--- START AVAILABLE DATA ---

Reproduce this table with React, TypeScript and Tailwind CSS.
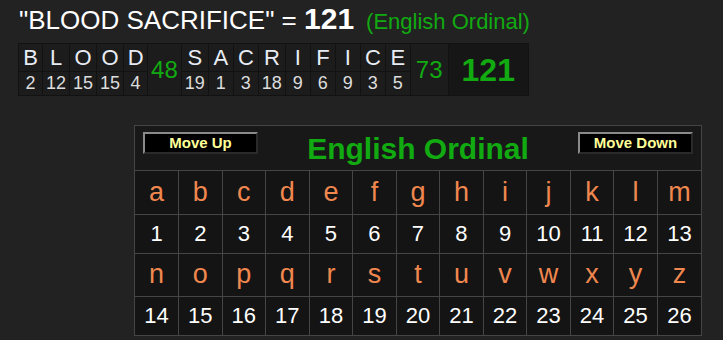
import React from "react";

const word1 = [
  ["B", 2],
  ["L", 12],
  ["O", 15],
  ["O", 15],
  ["D", 4],
] as const;
const word2 = [
  ["S", 19],
  ["A", 1],
  ["C", 3],
  ["R", 18],
  ["I", 9],
  ["F", 6],
  ["I", 9],
  ["C", 3],
  ["E", 5],
] as const;

const letters = "abcdefghijklmnopqrstuvwxyz".split("");

function MoveButton({ label }: { label: string }) {
  return (
    <button className="w-[115px] h-[22px] bg-black border-2 border-t-[#8a8a8a] border-l-[#8a8a8a] border-b-[#2a2a2a] border-r-[#2a2a2a] text-[#ffff99] font-bold text-[15px] leading-[18px] flex items-center justify-center">
      {label}
    </button>
  );
}

export default function App() {
  const rows = [letters.slice(0, 13), letters.slice(13)];
  return (
    <div
      className="w-[723px] h-[340px] bg-[#222222] overflow-hidden"
      style={{ fontFamily: '"Liberation Sans", Arial, sans-serif' }}
    >
      <div className="pl-[19px] pt-[4px] h-[40px] leading-[30px] whitespace-nowrap text-white">
        <span className="text-[26px]">"BLOOD SACRIFICE" = </span>
        <span className="text-[30px] font-bold">121</span>
        <span className="text-[22px] text-[#11aa11] ml-[12px]">(English Ordinal)</span>
      </div>
      <div className="pl-[18px] mt-[3px]">
        <table className="border-separate border-spacing-[1px] bg-[#121212]">
          <tbody>
            <tr>
              {word1.map(([l], i) => (
                <td key={"a" + i} className="w-[23px] bg-[#1c1c1c] text-[#e8ecf4] text-[22px] leading-[27px] px-[3px] text-center">
                  {l}
                </td>
              ))}
              <td rowSpan={2} className="bg-[#1c1c1c] text-[#11aa11] text-[24px] px-[3px] text-center align-middle">
                48
              </td>
              {word2.map(([l], i) => (
                <td key={"b" + i} className="w-[24px] bg-[#1c1c1c] text-[#e8ecf4] text-[22px] leading-[27px] px-[3px] text-center">
                  {l}
                </td>
              ))}
              <td rowSpan={2} className="bg-[#1c1c1c] text-[#11aa11] text-[24px] px-[5px] text-center align-middle">
                73
              </td>
              <td rowSpan={2} className="bg-[#161616] text-[#11aa11] text-[32px] font-bold px-[13px] text-center align-middle">
                121
              </td>
            </tr>
            <tr>
              {word1.map(([, n], i) => (
                <td key={"c" + i} className="bg-[#1c1c1c] text-[#dddddd] text-[18px] leading-[23px] px-[3px] text-center">
                  {n}
                </td>
              ))}
              {word2.map(([, n], i) => (
                <td key={"d" + i} className="bg-[#1c1c1c] text-[#dddddd] text-[18px] leading-[23px] px-[3px] text-center">
                  {n}
                </td>
              ))}
            </tr>
          </tbody>
        </table>
      </div>
      <div className="ml-[134px] mt-[29px] w-[568px] border border-[#454545] bg-[#181818]">
        <div className="h-[45px] flex items-start justify-between px-[8px] pt-[6px] border-b border-[#454545]">
          <MoveButton label="Move Up" />
          <div className="text-[#11aa11] font-bold text-[30px] leading-[32px] mt-[1px]">English Ordinal</div>
          <MoveButton label="Move Down" />
        </div>
        <table className="w-full table-fixed border-collapse">
          <tbody>
            {rows.map((row, ri) => (
              <React.Fragment key={ri}>
                <tr className="h-[43px]">
                  {row.map((l, i) => (
                    <td
                      key={l}
                      className={
                        "text-center text-[#f0874f] text-[27px] bg-[#141414] border-[#454545] border-b " +
                        (i < 12 ? "border-r" : "")
                      }
                    >
                      {l}
                    </td>
                  ))}
                </tr>
                <tr className="h-[39px]">
                  {row.map((l, i) => (
                    <td
                      key={l + "n"}
                      className={
                        "text-center text-white text-[22px] bg-[#141414] border-[#454545] " +
                        (ri === 0 ? "border-b " : "") +
                        (i < 12 ? "border-r" : "")
                      }
                    >
                      {ri * 13 + i + 1}
                    </td>
                  ))}
                </tr>
              </React.Fragment>
            ))}
          </tbody>
        </table>
      </div>
    </div>
  );
}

--- END AVAILABLE DATA ---

## PROBLEM TO WORK ON
Tally how many lines of the data include the word "table". Write the number and nothing else.

## THE RESPONSE
5